Sql*Server maintains statistics on each index and decides which index to use when a query need to be executed depending on statistics.
In your case, I think the statistics has not been updated when the table is repopulated. This is done automatically and you do not have much control over it. However you can force update of statistics on a table using UPDATE STATISTICS command
Try issuing UPDATE STATISTICS before running the report.
April 29, 2003 at 1:11 pm
I agree. If he chooses auto create statistics and auto update statistics in database option, will this work? To me this doesn't work. Could you explain why not.
Thanks!
Robert
April 30, 2003 at 5:18 am
Thanks Rajesh
This has worked and has got the report back to 2 mins. I have not set the DB to auto update I have scripted it into the extraction, so when it has finished inserting the 2.2 million records it will then update the stats for the whole DB
Thanks again
April 30, 2003 at 6:02 am
Just an update to Robert's Query
1. auto update statistics is periodical
Sql*Server periodically launches this routine.
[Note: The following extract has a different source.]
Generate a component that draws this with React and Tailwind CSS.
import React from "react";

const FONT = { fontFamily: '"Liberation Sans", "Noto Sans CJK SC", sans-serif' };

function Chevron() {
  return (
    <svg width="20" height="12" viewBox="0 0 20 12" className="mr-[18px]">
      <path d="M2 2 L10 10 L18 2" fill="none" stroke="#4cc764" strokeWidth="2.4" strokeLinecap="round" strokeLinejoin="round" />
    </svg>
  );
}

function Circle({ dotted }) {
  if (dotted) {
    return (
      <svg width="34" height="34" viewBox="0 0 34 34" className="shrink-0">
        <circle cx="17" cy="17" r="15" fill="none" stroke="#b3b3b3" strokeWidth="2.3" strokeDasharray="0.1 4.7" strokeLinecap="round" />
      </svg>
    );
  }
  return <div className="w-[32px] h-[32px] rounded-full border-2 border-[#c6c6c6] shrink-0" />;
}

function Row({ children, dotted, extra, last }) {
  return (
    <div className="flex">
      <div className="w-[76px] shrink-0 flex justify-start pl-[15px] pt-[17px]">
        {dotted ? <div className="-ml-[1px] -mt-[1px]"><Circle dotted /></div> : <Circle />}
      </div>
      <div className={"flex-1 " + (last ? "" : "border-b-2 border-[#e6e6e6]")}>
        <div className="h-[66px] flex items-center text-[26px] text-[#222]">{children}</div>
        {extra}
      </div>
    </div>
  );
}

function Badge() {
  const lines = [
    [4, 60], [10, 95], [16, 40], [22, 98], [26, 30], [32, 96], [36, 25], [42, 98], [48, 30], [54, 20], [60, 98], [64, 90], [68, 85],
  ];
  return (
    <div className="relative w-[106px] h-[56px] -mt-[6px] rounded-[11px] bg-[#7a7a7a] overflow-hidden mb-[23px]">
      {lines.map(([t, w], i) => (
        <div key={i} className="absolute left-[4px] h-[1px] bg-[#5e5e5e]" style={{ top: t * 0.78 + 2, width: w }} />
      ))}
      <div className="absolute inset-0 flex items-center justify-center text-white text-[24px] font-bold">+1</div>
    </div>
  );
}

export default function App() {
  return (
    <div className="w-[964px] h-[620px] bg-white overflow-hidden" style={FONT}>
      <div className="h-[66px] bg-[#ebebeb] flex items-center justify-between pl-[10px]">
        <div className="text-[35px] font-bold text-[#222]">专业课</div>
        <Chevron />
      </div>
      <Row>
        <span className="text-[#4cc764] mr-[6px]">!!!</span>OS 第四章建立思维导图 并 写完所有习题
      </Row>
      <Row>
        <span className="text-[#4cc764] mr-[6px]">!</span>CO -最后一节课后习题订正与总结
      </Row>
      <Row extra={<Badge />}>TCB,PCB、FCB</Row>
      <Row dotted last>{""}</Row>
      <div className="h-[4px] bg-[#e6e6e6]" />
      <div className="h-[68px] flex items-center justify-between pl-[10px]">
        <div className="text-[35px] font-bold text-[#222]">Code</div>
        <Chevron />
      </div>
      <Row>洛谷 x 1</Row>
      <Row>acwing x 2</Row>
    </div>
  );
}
Hence if your report runs before sql*server launches this auto update statistics routine, then the statistics
will not be up to date for the report.
2. Uses Sampling to decide whether statistics on a index is out of date.
So some times sql*server might think that the statistics are still up to date, eventhough there are lot of
changes happened on the table(due to sampling).
Auto Create Statistics:
I would not recommend to use it, as this starts creating indexes for each column and might become big issue for maintenance
April 30, 2003 at 11:25 am
Thanks Rajes, I will follow your idea.
Robert
April 30, 2003 at 11:32 am
Laughing. As a DBA I'm shy about auto-anything. On your job that repopulates the table add a task to reindex or sp_updatestats.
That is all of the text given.